3. What it means to Trump supporters

Many critics of Trump’s decision to move the U.S. embassy suggest that it was primarily done to please his conservative evangelical base. But why do evangelicals in the U.S. care about this particular aspect of U.S. Middle East policy?

Well, it has to do with their beliefs about the end of times and the second coming of Jesus, according to Julie Ingersoll, a religious studies professor. Ingersoll explains that some interpretations of the Bible suggest that returning Jerusalem to Jewish control is one major precursor to a “cosmic battle between good and evil called Armageddon at which Satan will be defeated and Christ will establish his earthly kingdom.”

Over time, this narrative has become popularized in books and movies, and a powerful force in American evangelicals’ political attitudes.
4. What it means to American Jews

The new U.S. embassy was opened on the 70th anniversary of the state of Israel being established.

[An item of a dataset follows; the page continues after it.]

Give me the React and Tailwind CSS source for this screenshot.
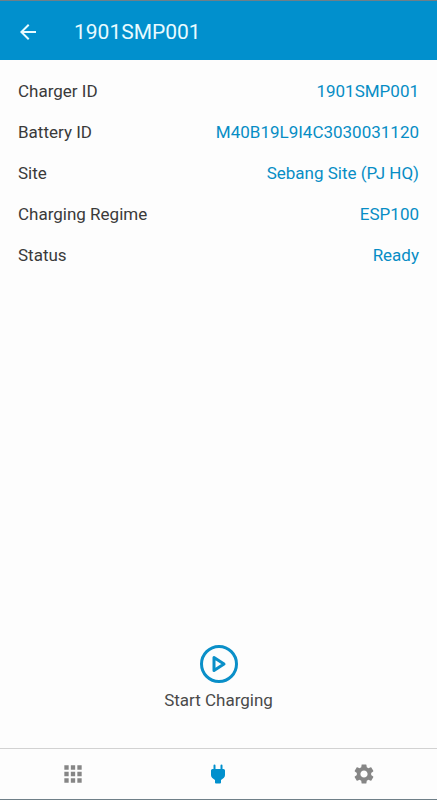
import { MdApps, MdArrowBack, MdSettings } from "react-icons/md";

const DETAILS = [
  { label: "Charger ID", value: "1901SMP001" },
  { label: "Battery ID", value: "M40B19L9I4C3030031120" },
  { label: "Site", value: "Sebang Site (PJ HQ)" },
  { label: "Charging Regime", value: "ESP100" },
  { label: "Status", value: "Ready" },
];

function App() {
  return (
    <div className="flex flex-col min-h-screen bg-[#fdfdfd] font-[Roboto,sans-serif] border-y border-[#6f7f88]">
      <Header title="1901SMP001" />
      <main className="flex flex-col grow justify-between px-[18px] pt-[10px] pb-9">
        <Details />
        <StartButton />
      </main>
      <TabBar />
    </div>
  );
}

function Header({ title }) {
  return (
    <header className="flex items-center gap-[34px] px-4 pt-0.5 h-[59px] bg-[#0190cd] text-[#e8fbff]">
      <button aria-label="Back">
        <MdArrowBack className="size-6" />
      </button>
      <h1 className="text-[21px] leading-7">{title}</h1>
    </header>
  );
}

function Details() {
  return (
    <dl className="text-[17px] leading-6">
      {DETAILS.map(({ label, value }) => (
        <div key={label} className="flex justify-between items-center h-[41px]">
          <dt className="text-[#3a3a3a]">{label}</dt>
          <dd className="text-[#078dc5]">{value}</dd>
        </div>
      ))}
    </dl>
  );
}

function StartButton() {
  return (
    <button className="flex flex-col items-center gap-1 self-center text-[17px] leading-6 text-[#4a4a4a]">
      <svg
        viewBox="0 0 40 40"
        className="size-10 text-[#0a8fc8]"
        fill="none"
        stroke="currentColor"
        strokeWidth="3"
      >
        <circle cx="20" cy="20" r="17.5" />
        <path d="M15 13.5v13l10-6.5z" strokeLinejoin="round" />
      </svg>
      <span>Start Charging</span>
    </button>
  );
}

function TabBar() {
  return (
    <nav className="grid grid-cols-3 h-[51px] border-t border-[#d2d2d2] text-[#868686]">
      <button aria-label="Apps" className="flex items-center justify-center">
        <MdApps className="size-[26px]" />
      </button>
      <button
        aria-label="Charger"
        aria-current="page"
        className="flex items-center justify-center text-[#0190cd]"
      >
        <PlugIcon />
      </button>
      <button aria-label="Settings" className="flex items-center justify-center">
        <MdSettings className="size-6" />
      </button>
    </nav>
  );
}

function PlugIcon() {
  return (
    <svg viewBox="0 0 24 24" className="size-6" fill="currentColor">
      <path d="M7.500 3.500a1 1 0 0 1 2 0V7h5V3.500a1 1 0 0 1 2 0V7h1A1.500 1.500 0 0 1 19 8.500V13c0 2-1.500 3.500-4 5v2.500a1 1 0 0 1-1 1h-4a1 1 0 0 1-1-1V18c-2.500-1.500-4-3-4-5V8.500A1.500 1.500 0 0 1 6.500 7h1z" />
    </svg>
  );
}

export default App;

It’s an anniversary that young Jewish Americans may not be as eager to celebrate as their parents or grandparents were, writes Dov Waxman.

According to Waxman, a professor of Israel studies at Northeastern University, younger generations of Jews have generally felt more secure in the U.S. and grown up overwhelmingly liberal and “dovish” in their politics.

“Many find it hard to reconcile the values they have internalized from these belief systems with the idea of a state that gives preferential treatment to Jews at the expense of its non-Jewish citizens, most notably its Arab minority – as Israel does,” he writes.